» Requirement
Copy out the lines that include the word "components".

» Material
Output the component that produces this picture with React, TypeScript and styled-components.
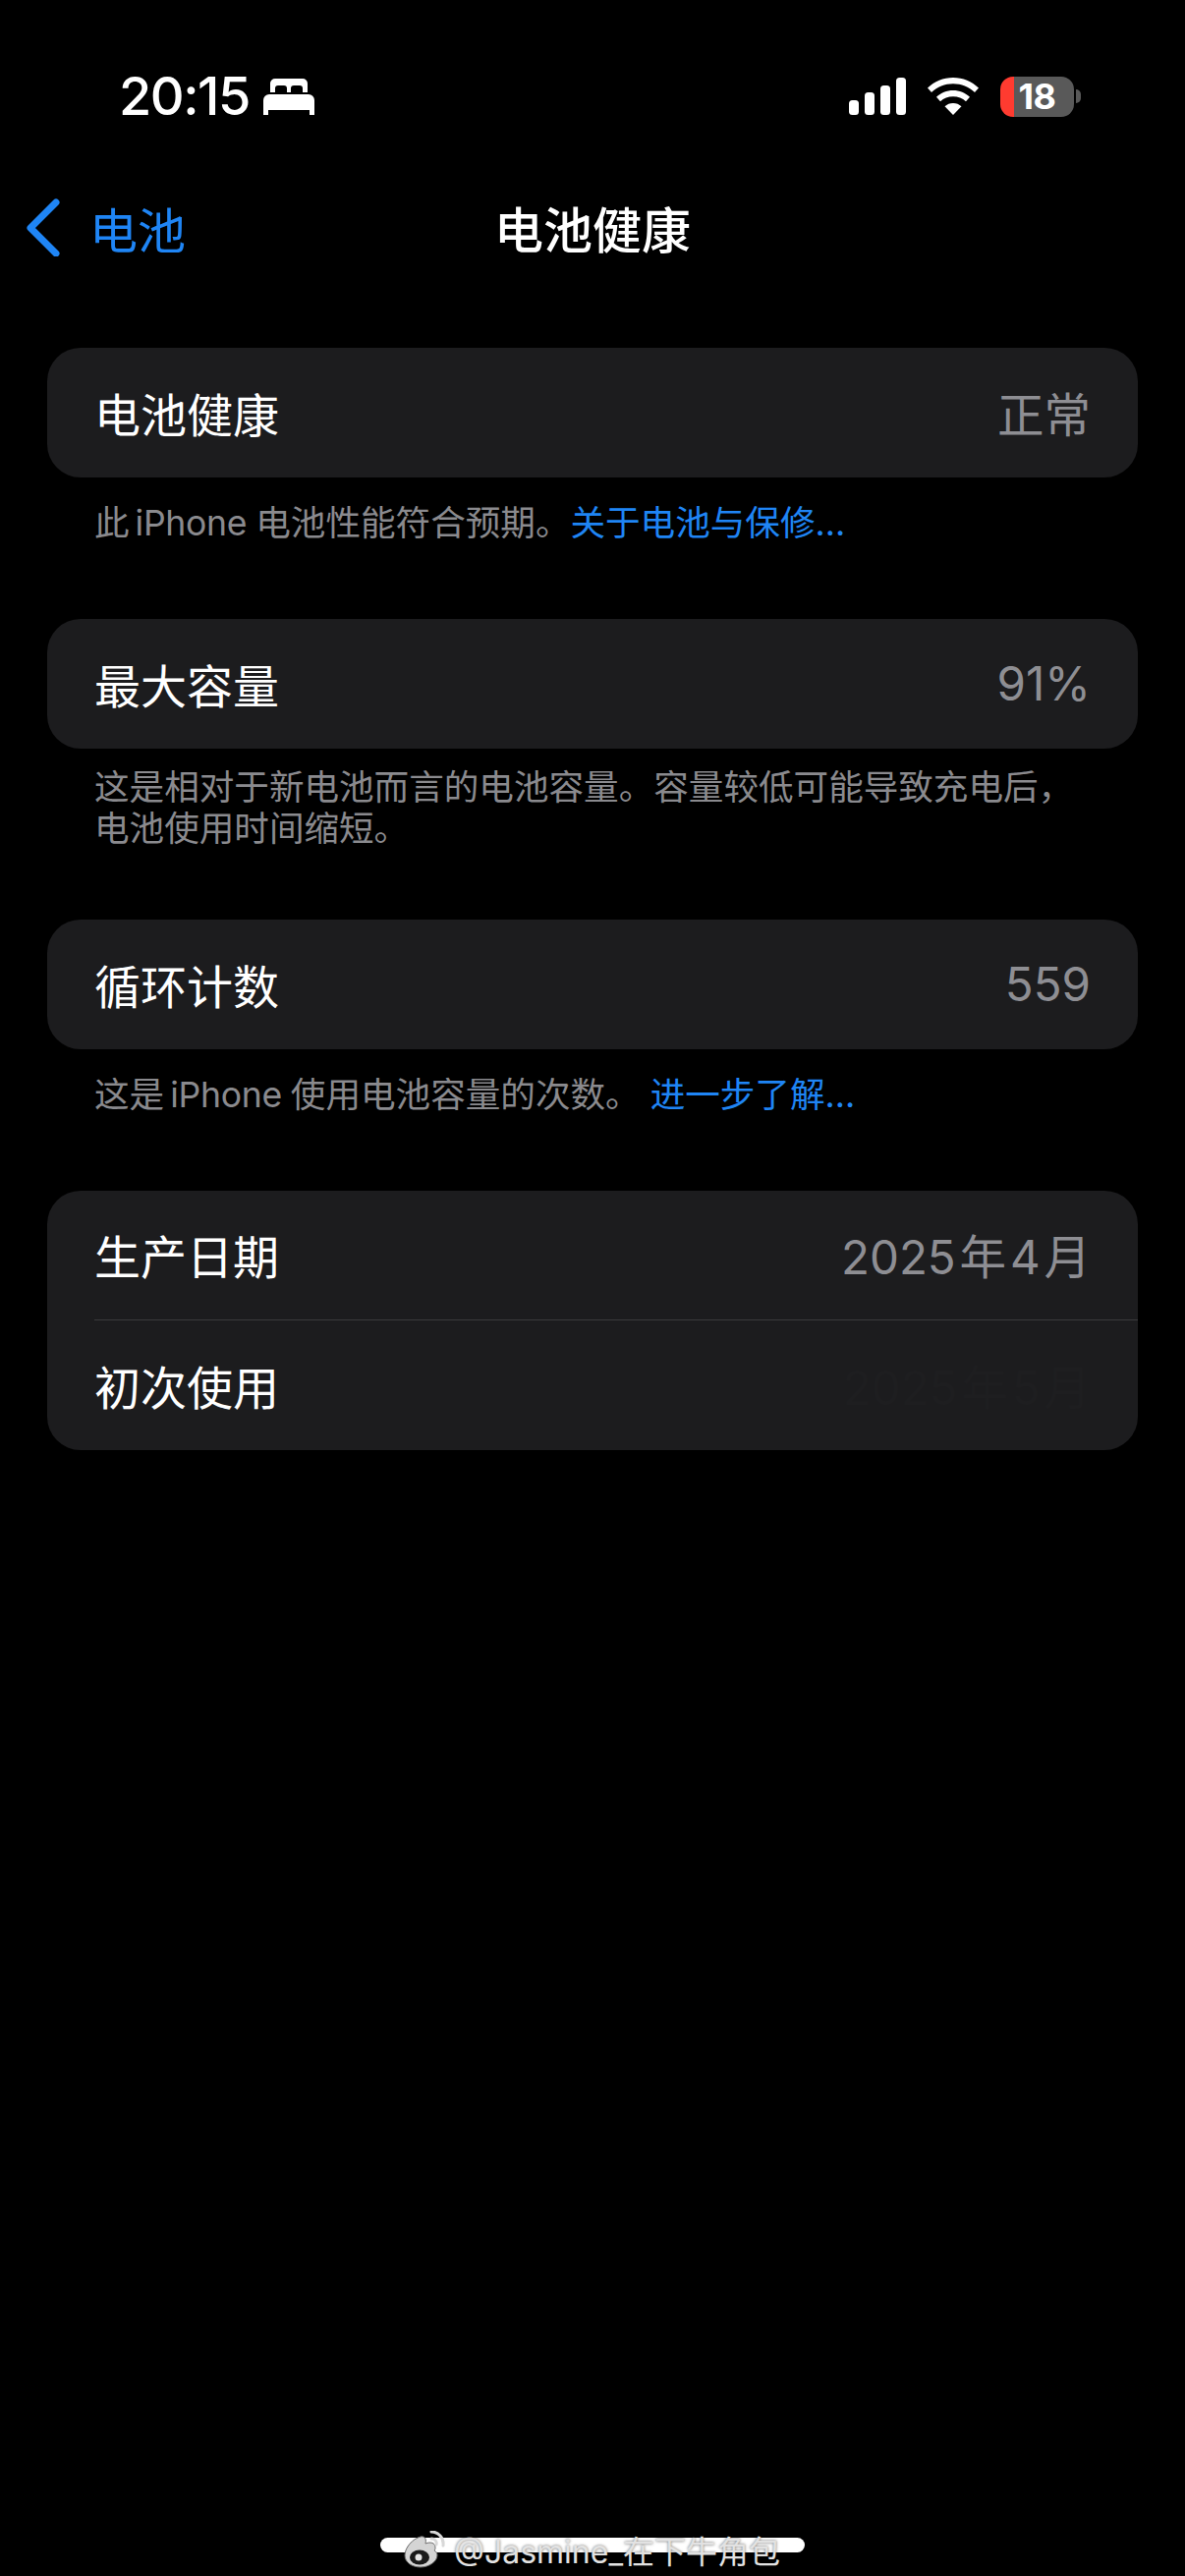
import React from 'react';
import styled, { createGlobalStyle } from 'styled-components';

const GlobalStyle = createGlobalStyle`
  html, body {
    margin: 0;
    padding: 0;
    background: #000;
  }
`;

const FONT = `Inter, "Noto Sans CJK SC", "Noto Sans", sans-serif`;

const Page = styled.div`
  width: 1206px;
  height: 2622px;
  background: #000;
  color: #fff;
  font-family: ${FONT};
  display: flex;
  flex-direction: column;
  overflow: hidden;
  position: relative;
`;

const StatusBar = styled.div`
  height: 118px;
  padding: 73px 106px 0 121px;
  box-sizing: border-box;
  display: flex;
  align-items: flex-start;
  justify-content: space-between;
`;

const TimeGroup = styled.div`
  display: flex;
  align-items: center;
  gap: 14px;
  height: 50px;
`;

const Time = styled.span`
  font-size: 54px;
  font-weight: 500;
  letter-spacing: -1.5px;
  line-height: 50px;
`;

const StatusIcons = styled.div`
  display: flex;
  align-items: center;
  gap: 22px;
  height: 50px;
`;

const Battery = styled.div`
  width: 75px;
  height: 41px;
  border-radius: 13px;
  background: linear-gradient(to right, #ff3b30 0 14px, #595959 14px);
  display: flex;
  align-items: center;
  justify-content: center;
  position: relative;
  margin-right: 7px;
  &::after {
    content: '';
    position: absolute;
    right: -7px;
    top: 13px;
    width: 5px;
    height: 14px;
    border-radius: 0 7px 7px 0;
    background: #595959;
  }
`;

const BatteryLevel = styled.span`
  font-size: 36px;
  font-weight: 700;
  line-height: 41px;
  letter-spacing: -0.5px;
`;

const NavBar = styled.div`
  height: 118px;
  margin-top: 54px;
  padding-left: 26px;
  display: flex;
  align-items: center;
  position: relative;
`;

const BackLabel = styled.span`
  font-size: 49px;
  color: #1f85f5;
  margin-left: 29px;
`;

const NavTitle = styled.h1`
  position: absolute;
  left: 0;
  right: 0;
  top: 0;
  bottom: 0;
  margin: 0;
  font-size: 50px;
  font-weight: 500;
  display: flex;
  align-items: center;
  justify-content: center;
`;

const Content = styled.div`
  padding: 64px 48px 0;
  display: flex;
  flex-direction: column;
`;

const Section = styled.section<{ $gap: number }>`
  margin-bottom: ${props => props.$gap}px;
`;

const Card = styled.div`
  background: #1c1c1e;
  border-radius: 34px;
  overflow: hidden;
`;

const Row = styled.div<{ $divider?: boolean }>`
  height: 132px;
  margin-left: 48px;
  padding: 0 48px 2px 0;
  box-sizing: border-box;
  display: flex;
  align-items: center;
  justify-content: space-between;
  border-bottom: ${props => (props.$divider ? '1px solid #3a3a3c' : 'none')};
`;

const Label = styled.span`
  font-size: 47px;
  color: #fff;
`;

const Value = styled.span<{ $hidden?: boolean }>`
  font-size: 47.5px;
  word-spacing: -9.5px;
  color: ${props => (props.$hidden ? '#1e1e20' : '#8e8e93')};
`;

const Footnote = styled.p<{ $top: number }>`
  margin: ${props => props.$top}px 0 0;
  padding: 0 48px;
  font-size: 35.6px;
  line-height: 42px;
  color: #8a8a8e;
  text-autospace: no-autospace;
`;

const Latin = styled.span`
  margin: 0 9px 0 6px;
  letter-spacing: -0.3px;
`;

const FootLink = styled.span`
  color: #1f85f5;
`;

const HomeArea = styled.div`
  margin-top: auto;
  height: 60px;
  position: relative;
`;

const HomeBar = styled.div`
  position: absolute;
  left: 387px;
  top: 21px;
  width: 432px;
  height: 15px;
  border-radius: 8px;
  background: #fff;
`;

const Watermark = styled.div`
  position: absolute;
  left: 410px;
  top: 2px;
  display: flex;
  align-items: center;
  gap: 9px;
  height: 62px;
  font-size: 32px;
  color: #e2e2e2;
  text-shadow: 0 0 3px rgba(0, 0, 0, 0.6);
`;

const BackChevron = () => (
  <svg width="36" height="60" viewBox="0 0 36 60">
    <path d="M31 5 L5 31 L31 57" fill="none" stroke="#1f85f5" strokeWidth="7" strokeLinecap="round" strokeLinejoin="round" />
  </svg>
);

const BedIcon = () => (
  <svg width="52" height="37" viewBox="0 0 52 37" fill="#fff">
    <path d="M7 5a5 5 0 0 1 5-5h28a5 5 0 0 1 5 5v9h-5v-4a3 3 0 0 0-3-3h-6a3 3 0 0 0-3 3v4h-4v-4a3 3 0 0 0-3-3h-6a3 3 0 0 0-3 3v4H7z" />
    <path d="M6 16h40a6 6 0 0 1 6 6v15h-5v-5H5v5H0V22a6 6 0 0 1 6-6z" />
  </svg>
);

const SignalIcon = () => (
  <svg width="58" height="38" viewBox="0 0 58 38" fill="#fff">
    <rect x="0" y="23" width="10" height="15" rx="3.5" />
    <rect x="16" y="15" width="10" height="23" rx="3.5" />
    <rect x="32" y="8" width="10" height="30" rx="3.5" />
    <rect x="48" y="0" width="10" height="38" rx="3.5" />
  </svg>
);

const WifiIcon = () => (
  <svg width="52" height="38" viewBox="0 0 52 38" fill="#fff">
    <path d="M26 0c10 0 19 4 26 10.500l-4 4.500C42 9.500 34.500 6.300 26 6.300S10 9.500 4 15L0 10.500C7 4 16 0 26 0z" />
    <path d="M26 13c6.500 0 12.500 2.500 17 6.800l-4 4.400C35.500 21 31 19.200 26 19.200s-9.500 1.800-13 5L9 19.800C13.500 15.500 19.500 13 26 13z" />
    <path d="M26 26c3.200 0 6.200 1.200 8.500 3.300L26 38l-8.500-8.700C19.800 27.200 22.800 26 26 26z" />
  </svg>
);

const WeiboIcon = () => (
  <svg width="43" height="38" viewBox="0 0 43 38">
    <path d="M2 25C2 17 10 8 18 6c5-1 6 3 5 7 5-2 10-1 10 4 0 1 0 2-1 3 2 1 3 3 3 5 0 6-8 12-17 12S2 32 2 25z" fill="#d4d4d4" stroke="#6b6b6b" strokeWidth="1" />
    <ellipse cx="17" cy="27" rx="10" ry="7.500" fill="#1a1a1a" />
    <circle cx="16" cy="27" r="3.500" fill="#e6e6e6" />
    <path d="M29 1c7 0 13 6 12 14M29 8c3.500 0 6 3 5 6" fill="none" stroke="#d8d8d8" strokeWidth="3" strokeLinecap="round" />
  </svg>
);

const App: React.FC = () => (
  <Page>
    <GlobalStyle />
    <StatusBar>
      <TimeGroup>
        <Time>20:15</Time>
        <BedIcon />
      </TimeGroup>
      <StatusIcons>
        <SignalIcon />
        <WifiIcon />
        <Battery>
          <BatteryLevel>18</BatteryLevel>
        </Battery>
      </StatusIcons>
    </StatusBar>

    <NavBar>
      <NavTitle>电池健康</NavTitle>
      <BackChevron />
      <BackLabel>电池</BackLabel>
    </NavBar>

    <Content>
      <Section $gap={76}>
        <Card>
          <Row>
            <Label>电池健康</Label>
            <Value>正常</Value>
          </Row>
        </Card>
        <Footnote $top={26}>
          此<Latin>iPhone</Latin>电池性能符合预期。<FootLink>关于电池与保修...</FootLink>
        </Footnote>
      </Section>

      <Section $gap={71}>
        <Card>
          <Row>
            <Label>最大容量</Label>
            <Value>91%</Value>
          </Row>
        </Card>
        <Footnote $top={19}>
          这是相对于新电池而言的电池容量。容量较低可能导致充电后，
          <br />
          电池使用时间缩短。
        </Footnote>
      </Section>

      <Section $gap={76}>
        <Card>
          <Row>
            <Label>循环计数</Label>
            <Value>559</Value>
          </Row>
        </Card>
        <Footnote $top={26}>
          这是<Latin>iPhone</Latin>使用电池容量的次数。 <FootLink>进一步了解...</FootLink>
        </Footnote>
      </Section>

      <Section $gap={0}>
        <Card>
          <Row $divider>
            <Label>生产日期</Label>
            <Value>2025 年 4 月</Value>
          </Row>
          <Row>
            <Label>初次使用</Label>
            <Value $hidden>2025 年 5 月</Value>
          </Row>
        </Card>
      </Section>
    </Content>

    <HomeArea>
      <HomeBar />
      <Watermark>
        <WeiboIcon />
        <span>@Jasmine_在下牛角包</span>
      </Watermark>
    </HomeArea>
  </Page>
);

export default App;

» Response to this task
Output the component that produces this picture with React, TypeScript and styled-components.
import styled, { createGlobalStyle } from 'styled-components';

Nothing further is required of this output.